Data shown »
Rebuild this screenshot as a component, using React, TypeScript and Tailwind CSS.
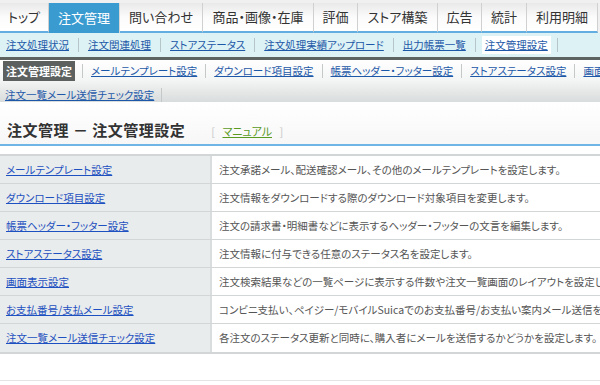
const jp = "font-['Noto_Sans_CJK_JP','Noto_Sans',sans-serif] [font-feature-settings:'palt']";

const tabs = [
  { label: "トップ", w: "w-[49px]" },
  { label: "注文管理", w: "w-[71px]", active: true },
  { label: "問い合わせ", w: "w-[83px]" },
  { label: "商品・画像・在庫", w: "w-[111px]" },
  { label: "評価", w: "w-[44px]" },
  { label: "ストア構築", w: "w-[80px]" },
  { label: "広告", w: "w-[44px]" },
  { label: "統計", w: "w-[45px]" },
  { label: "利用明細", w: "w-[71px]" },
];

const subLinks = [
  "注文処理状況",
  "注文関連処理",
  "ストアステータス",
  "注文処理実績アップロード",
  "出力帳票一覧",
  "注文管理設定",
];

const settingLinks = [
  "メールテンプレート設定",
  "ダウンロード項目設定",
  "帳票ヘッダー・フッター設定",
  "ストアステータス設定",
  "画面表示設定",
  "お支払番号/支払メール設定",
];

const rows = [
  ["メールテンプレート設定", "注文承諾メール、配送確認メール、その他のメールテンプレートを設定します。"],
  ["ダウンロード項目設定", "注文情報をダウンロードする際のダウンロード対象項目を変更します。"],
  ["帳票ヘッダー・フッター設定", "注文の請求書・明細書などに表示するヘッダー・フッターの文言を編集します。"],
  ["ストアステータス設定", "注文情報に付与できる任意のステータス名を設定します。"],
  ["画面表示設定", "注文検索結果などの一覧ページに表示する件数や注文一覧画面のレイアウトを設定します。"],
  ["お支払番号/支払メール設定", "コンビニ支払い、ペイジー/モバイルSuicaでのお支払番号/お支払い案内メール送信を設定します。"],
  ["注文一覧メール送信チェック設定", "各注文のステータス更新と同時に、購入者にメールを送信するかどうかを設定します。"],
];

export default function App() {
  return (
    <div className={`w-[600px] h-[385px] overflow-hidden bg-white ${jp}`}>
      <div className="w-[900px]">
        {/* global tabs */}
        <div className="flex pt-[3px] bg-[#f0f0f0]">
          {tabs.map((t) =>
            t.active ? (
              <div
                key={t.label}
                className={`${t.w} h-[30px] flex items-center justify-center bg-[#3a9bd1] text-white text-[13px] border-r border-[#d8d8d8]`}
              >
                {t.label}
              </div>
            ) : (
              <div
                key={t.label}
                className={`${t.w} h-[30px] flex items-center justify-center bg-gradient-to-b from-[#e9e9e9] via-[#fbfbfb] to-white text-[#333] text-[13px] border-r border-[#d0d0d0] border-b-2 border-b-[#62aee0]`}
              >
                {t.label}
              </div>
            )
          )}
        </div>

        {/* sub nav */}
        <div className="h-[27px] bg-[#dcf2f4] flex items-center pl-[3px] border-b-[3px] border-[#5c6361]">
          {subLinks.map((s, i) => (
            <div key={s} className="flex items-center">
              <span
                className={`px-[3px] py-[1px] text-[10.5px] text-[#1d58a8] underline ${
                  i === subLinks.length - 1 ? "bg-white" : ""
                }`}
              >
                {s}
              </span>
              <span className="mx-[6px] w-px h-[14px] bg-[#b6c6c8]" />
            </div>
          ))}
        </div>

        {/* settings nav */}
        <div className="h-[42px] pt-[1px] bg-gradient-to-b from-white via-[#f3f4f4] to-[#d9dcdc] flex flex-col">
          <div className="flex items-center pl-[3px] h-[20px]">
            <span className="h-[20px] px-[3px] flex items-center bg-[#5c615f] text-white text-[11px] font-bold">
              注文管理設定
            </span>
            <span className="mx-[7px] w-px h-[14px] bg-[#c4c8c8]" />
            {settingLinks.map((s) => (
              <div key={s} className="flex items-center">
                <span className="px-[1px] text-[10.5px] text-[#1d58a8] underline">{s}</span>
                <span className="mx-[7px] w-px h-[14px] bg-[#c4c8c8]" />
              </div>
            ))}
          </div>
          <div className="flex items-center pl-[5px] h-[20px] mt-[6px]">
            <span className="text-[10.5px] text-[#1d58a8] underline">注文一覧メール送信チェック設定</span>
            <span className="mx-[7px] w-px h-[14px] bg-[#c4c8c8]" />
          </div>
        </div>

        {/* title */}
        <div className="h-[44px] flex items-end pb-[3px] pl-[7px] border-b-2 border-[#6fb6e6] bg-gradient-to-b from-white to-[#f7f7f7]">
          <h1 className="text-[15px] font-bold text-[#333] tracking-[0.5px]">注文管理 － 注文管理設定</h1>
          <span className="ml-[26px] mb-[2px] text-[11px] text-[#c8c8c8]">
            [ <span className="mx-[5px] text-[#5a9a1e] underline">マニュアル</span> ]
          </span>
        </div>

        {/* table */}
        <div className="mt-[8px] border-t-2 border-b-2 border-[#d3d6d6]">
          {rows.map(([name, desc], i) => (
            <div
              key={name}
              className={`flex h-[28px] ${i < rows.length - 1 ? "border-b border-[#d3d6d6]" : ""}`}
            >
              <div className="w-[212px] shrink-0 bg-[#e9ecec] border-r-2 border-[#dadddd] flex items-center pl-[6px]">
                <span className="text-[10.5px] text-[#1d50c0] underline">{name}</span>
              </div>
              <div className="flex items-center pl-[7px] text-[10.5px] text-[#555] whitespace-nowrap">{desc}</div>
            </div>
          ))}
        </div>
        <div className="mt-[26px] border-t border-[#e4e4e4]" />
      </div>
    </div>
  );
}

The task » Transcribe the listing in full. Omit the pictures and keep every line exact.

Exercise response »
Rebuild this screenshot as a component, using React, TypeScript and Tailwind CSS.
const jp = "font-['Noto_Sans_CJK_JP','Noto_Sans',sans-serif] [font-feature-settings:'palt']";

const tabs = [
  { label: "トップ", w: "w-[49px]" },
  { label: "注文管理", w: "w-[71px]", active: true },
  { label: "問い合わせ", w: "w-[83px]" },
  { label: "商品・画像・在庫", w: "w-[111px]" },
  { label: "評価", w: "w-[44px]" },
  { label: "ストア構築", w: "w-[80px]" },
  { label: "広告", w: "w-[44px]" },
  { label: "統計", w: "w-[45px]" },
  { label: "利用明細", w: "w-[71px]" },
];

const subLinks = [
  "注文処理状況",
  "注文関連処理",
  "ストアステータス",
  "注文処理実績アップロード",
  "出力帳票一覧",
  "注文管理設定",
];

const settingLinks = [
  "メールテンプレート設定",
  "ダウンロード項目設定",
  "帳票ヘッダー・フッター設定",
  "ストアステータス設定",
  "画面表示設定",
  "お支払番号/支払メール設定",
];

const rows = [
  ["メールテンプレート設定", "注文承諾メール、配送確認メール、その他のメールテンプレートを設定します。"],
  ["ダウンロード項目設定", "注文情報をダウンロードする際のダウンロード対象項目を変更します。"],
  ["帳票ヘッダー・フッター設定", "注文の請求書・明細書などに表示するヘッダー・フッターの文言を編集します。"],
  ["ストアステータス設定", "注文情報に付与できる任意のステータス名を設定します。"],
  ["画面表示設定", "注文検索結果などの一覧ページに表示する件数や注文一覧画面のレイアウトを設定します。"],
  ["お支払番号/支払メール設定", "コンビニ支払い、ペイジー/モバイルSuicaでのお支払番号/お支払い案内メール送信を設定します。"],
  ["注文一覧メール送信チェック設定", "各注文のステータス更新と同時に、購入者にメールを送信するかどうかを設定します。"],
];

export default function App() {
  return (
    <div className={`w-[600px] h-[385px] overflow-hidden bg-white ${jp}`}>
      <div className="w-[900px]">
        {/* global tabs */}
        <div className="flex pt-[3px] bg-[#f0f0f0]">
          {tabs.map((t) =>
            t.active ? (
              <div
                key={t.label}
                className={`${t.w} h-[30px] flex items-center justify-center bg-[#3a9bd1] text-white text-[13px] border-r border-[#d8d8d8]`}
              >
                {t.label}
              </div>
            ) : (
              <div
                key={t.label}
                className={`${t.w} h-[30px] flex items-center justify-center bg-gradient-to-b from-[#e9e9e9] via-[#fbfbfb] to-white text-[#333] text-[13px] border-r border-[#d0d0d0] border-b-2 border-b-[#62aee0]`}
              >
                {t.label}
              </div>
            )
          )}
        </div>

        {/* sub nav */}
        <div className="h-[27px] bg-[#dcf2f4] flex items-center pl-[3px] border-b-[3px] border-[#5c6361]">
          {subLinks.map((s, i) => (
            <div key={s} className="flex items-center">
              <span
                className={`px-[3px] py-[1px] text-[10.5px] text-[#1d58a8] underline ${
                  i === subLinks.length - 1 ? "bg-white" : ""
                }`}
              >
                {s}
              </span>
              <span className="mx-[6px] w-px h-[14px] bg-[#b6c6c8]" />
            </div>
          ))}
        </div>

        {/* settings nav */}
        <div className="h-[42px] pt-[1px] bg-gradient-to-b from-white via-[#f3f4f4] to-[#d9dcdc] flex flex-col">
          <div className="flex items-center pl-[3px] h-[20px]">
            <span className="h-[20px] px-[3px] flex items-center bg-[#5c615f] text-white text-[11px] font-bold">
              注文管理設定
            </span>
            <span className="mx-[7px] w-px h-[14px] bg-[#c4c8c8]" />
            {settingLinks.map((s) => (
              <div key={s} className="flex items-center">
                <span className="px-[1px] text-[10.5px] text-[#1d58a8] underline">{s}</span>
                <span className="mx-[7px] w-px h-[14px] bg-[#c4c8c8]" />
              </div>
            ))}
          </div>
          <div className="flex items-center pl-[5px] h-[20px] mt-[6px]">
            <span className="text-[10.5px] text-[#1d58a8] underline">注文一覧メール送信チェック設定</span>
            <span className="mx-[7px] w-px h-[14px] bg-[#c4c8c8]" />
          </div>
        </div>

        {/* title */}
        <div className="h-[44px] flex items-end pb-[3px] pl-[7px] border-b-2 border-[#6fb6e6] bg-gradient-to-b from-white to-[#f7f7f7]">
          <h1 className="text-[15px] font-bold text-[#333] tracking-[0.5px]">注文管理 － 注文管理設定</h1>
          <span className="ml-[26px] mb-[2px] text-[11px] text-[#c8c8c8]">
            [ <span className="mx-[5px] text-[#5a9a1e] underline">マニュアル</span> ]
          </span>
        </div>

        {/* table */}
        <div className="mt-[8px] border-t-2 border-b-2 border-[#d3d6d6]">
          {rows.map(([name, desc], i) => (
            <div
              key={name}
              className={`flex h-[28px] ${i < rows.length - 1 ? "border-b border-[#d3d6d6]" : ""}`}
            >
              <div className="w-[212px] shrink-0 bg-[#e9ecec] border-r-2 border-[#dadddd] flex items-center pl-[6px]">
                <span className="text-[10.5px] text-[#1d50c0] underline">{name}</span>
              </div>
              <div className="flex items-center pl-[7px] text-[10.5px] text-[#555] whitespace-nowrap">{desc}</div>
            </div>
          ))}
        </div>
        <div className="mt-[26px] border-t border-[#e4e4e4]" />
      </div>
    </div>
  );
}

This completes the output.